== STORED DATA ==
** start **
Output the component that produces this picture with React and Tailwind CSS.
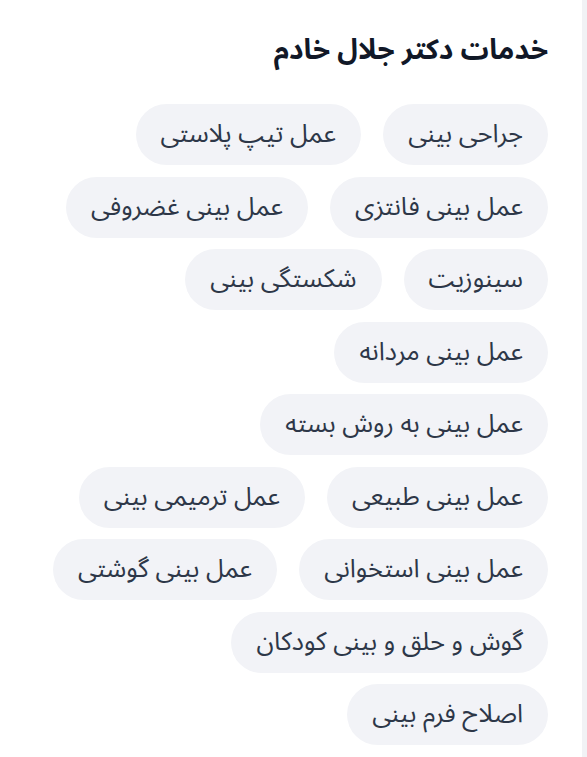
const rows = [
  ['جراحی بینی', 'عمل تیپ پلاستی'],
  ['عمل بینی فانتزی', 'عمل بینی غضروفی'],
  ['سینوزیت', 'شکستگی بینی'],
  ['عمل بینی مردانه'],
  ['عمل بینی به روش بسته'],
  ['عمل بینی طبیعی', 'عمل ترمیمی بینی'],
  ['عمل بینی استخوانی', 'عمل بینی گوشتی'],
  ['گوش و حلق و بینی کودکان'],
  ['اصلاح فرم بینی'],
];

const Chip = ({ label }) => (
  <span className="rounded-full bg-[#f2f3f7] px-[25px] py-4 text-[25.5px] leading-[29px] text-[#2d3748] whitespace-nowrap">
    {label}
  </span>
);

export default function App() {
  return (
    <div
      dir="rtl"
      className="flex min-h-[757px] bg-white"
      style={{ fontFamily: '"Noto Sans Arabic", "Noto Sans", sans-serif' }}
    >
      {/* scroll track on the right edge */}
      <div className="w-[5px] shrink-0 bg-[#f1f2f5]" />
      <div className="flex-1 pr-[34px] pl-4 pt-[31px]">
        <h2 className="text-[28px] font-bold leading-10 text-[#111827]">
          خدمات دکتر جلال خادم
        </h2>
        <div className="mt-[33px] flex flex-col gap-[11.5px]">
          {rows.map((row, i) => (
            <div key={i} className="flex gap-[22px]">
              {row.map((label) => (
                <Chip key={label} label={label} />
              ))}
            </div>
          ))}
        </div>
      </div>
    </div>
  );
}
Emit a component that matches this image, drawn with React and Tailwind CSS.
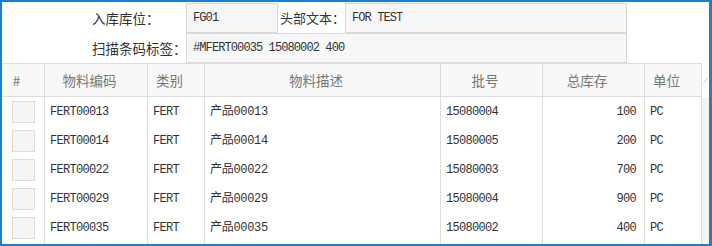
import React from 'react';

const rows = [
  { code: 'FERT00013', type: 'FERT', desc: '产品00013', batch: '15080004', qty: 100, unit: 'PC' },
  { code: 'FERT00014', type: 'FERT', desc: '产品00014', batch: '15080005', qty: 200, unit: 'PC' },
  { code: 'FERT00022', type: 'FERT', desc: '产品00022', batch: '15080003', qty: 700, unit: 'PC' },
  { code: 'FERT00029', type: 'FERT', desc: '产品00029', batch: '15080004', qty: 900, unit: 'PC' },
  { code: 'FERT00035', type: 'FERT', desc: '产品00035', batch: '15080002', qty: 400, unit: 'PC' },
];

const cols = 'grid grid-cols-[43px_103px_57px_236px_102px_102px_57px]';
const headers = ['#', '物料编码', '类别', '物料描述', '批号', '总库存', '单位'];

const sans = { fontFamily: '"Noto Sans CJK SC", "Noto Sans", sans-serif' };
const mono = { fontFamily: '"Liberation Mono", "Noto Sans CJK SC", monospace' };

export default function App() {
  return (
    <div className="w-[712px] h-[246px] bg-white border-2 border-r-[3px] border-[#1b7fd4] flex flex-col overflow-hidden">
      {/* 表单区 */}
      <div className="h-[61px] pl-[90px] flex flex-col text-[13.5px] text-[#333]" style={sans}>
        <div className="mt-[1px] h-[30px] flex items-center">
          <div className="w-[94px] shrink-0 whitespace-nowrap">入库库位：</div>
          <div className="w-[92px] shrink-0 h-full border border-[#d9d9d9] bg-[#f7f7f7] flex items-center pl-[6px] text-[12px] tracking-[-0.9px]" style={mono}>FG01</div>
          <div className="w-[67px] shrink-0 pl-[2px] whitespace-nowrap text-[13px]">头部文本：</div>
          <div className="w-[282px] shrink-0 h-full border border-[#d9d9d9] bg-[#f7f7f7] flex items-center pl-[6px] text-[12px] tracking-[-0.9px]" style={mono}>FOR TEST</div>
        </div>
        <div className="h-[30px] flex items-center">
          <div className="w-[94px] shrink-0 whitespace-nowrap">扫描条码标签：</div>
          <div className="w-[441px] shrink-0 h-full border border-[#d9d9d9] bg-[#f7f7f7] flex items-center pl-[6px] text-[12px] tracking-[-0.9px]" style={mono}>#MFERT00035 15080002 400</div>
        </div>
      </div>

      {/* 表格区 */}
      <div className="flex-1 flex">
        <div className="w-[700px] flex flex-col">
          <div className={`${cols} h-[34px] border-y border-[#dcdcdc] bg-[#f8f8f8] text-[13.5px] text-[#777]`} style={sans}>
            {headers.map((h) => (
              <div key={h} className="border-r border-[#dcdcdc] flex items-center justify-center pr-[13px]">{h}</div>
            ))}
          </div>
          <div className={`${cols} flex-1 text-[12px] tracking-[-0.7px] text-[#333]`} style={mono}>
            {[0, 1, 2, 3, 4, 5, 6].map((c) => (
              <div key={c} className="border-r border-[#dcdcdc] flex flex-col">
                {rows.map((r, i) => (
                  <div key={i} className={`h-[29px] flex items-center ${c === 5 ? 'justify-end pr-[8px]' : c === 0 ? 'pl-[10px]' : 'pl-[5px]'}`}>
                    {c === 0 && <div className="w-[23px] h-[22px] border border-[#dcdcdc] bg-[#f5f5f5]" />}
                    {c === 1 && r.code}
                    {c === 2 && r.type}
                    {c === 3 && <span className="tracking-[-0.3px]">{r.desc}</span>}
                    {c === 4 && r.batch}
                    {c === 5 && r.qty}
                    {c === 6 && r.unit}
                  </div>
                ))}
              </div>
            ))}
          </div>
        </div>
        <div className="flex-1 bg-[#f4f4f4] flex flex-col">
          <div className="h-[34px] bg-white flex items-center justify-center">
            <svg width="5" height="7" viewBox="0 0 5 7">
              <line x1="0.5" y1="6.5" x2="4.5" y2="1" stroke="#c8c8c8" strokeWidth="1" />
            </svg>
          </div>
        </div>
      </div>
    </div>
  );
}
** end **
In the entries above, find each line with the string "Tailwind" and copy it.

== WRITTEN RESPONSE ==
Output the component that produces this picture with React and Tailwind CSS.
Emit a component that matches this image, drawn with React and Tailwind CSS.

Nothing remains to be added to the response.